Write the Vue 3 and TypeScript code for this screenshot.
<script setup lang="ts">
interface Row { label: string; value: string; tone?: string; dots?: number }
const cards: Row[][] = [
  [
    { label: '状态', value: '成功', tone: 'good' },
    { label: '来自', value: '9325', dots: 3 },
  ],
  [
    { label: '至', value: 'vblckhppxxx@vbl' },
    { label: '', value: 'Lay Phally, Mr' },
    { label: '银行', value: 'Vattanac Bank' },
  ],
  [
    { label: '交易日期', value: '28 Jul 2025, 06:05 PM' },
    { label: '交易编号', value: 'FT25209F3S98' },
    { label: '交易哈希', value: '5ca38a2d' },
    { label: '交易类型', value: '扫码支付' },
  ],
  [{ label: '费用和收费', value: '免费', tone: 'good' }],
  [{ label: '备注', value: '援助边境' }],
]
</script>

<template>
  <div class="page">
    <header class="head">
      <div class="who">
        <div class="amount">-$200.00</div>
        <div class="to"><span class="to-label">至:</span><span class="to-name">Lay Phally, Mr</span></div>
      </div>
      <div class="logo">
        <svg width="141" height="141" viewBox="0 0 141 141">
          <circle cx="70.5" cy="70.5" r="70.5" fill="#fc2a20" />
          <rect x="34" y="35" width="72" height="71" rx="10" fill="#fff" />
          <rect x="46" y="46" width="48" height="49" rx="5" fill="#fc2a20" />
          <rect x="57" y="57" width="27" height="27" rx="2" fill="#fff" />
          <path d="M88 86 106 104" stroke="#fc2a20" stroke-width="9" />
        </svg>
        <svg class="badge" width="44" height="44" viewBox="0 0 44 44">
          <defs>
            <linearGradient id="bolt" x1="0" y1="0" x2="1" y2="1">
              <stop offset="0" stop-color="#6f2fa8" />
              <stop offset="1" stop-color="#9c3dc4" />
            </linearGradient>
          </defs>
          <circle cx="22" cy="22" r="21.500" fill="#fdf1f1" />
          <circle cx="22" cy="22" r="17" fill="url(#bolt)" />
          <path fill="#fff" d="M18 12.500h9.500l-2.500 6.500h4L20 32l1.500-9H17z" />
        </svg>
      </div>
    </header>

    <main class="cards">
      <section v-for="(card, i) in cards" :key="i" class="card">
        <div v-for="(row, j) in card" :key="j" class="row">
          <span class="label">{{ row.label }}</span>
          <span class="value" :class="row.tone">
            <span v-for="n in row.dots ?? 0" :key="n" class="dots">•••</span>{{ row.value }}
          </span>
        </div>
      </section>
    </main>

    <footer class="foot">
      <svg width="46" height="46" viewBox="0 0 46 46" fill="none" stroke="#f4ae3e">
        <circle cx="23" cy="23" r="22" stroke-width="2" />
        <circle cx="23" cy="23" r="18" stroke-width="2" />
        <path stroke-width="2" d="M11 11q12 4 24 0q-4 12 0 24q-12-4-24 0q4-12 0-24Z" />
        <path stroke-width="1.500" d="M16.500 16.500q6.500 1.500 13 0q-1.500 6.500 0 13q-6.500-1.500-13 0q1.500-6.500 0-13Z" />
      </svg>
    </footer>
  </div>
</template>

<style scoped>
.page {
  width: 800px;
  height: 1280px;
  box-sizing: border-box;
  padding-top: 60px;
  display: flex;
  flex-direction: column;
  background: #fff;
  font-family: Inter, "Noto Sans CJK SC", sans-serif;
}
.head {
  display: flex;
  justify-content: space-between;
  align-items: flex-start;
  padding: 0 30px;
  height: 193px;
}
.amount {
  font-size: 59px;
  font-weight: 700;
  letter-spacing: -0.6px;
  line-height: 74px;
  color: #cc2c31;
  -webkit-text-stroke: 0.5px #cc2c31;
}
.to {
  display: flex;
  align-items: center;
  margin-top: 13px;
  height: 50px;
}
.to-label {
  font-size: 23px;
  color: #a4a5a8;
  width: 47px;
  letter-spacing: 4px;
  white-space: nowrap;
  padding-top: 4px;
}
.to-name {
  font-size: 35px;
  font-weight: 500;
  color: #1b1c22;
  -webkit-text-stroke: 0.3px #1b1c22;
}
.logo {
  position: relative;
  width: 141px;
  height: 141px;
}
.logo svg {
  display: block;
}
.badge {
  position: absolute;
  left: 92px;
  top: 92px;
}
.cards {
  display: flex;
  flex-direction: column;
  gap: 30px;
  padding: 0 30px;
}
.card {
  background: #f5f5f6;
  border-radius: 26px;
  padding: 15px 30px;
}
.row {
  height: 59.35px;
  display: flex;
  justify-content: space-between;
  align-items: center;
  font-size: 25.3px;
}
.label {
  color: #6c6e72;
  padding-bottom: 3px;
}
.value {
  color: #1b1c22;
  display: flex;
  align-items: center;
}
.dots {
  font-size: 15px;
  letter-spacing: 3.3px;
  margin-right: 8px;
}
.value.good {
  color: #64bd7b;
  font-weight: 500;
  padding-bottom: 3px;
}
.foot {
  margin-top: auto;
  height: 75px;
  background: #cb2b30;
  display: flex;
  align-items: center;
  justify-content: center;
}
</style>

============================================================

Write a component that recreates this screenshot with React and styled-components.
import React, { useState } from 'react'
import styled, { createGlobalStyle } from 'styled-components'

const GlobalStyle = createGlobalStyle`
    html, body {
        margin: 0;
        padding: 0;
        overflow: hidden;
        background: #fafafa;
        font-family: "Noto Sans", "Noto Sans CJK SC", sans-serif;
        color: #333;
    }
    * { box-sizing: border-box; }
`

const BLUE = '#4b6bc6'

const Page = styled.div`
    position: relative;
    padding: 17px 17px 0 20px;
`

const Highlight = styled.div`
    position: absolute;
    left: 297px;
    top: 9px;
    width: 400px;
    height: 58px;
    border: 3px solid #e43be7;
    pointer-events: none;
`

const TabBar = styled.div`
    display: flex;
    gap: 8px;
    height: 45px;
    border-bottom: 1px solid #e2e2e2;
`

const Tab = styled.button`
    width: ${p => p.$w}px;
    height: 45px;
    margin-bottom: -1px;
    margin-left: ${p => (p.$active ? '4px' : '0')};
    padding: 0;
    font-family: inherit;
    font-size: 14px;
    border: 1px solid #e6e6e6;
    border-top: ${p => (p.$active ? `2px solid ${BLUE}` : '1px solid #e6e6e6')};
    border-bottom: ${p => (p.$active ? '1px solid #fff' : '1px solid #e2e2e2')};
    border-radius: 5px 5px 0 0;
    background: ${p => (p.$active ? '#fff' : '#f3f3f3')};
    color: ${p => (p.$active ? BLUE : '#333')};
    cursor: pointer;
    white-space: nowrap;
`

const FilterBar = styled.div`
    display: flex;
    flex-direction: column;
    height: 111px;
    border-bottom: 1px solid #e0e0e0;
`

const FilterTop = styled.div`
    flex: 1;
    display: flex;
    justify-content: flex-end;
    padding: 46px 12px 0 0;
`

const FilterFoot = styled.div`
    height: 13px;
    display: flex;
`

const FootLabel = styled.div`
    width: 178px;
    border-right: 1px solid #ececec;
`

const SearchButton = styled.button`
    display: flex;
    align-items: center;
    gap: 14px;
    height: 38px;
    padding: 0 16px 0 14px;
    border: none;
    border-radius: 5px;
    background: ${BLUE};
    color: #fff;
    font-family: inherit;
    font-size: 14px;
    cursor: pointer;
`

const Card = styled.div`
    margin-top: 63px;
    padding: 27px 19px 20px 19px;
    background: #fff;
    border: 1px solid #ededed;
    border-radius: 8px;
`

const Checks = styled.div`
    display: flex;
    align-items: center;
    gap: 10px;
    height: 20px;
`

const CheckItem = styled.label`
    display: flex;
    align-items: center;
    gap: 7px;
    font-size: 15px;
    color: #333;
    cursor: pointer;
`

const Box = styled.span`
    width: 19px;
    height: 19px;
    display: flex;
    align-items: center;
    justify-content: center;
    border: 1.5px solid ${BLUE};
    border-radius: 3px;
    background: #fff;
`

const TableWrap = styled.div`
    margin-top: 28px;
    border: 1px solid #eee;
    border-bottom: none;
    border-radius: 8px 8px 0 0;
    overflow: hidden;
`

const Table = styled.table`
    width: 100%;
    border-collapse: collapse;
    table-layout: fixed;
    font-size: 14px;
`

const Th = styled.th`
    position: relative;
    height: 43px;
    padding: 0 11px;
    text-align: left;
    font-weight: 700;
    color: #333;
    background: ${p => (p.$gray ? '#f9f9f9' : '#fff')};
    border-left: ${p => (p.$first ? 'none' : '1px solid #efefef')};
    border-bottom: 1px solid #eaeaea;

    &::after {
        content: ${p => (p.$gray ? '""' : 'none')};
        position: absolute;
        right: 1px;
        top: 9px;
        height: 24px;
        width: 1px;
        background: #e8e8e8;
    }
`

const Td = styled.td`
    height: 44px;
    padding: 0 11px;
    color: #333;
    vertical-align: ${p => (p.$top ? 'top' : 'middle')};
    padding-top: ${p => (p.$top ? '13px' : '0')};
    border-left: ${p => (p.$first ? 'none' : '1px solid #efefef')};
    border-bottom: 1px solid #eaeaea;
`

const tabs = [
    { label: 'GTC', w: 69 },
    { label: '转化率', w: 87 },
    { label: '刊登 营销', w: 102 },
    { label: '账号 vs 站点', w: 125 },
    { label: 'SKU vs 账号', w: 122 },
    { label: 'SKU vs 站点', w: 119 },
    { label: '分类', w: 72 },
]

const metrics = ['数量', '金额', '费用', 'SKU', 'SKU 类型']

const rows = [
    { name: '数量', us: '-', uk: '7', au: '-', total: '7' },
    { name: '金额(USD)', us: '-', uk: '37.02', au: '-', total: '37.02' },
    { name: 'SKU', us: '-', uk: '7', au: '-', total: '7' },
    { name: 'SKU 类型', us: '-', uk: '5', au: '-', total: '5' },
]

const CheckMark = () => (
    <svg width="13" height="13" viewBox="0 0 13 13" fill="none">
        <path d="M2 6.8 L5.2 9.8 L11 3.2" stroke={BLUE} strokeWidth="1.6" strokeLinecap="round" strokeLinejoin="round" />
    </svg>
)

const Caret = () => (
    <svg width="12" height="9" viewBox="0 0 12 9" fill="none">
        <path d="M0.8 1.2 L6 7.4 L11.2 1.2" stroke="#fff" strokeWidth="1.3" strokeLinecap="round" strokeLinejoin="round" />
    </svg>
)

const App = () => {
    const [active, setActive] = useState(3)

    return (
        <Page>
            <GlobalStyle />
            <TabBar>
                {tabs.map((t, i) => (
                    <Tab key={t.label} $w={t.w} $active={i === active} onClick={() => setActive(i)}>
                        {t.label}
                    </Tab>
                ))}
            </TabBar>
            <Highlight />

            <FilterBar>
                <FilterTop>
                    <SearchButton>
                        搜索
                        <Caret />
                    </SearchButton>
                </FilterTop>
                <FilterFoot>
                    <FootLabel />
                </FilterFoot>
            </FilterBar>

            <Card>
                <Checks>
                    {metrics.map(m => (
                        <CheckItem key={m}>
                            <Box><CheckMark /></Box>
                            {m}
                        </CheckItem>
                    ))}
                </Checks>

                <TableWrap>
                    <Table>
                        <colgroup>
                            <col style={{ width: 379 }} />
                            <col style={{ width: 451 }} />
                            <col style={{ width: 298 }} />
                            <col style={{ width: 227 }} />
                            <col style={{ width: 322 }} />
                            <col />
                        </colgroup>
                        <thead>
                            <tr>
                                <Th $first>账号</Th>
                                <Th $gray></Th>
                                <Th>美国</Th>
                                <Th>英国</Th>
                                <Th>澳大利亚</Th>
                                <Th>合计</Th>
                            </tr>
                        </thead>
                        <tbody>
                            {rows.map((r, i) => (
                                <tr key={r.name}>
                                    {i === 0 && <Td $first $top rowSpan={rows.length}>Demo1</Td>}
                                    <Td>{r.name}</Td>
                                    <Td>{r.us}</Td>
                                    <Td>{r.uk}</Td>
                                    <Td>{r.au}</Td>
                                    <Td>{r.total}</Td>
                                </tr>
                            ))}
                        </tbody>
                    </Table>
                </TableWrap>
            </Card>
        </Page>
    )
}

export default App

============================================================

(What you should do): Report how many lines of the records above contain the word "this", and give only that number.

(Written answer): 2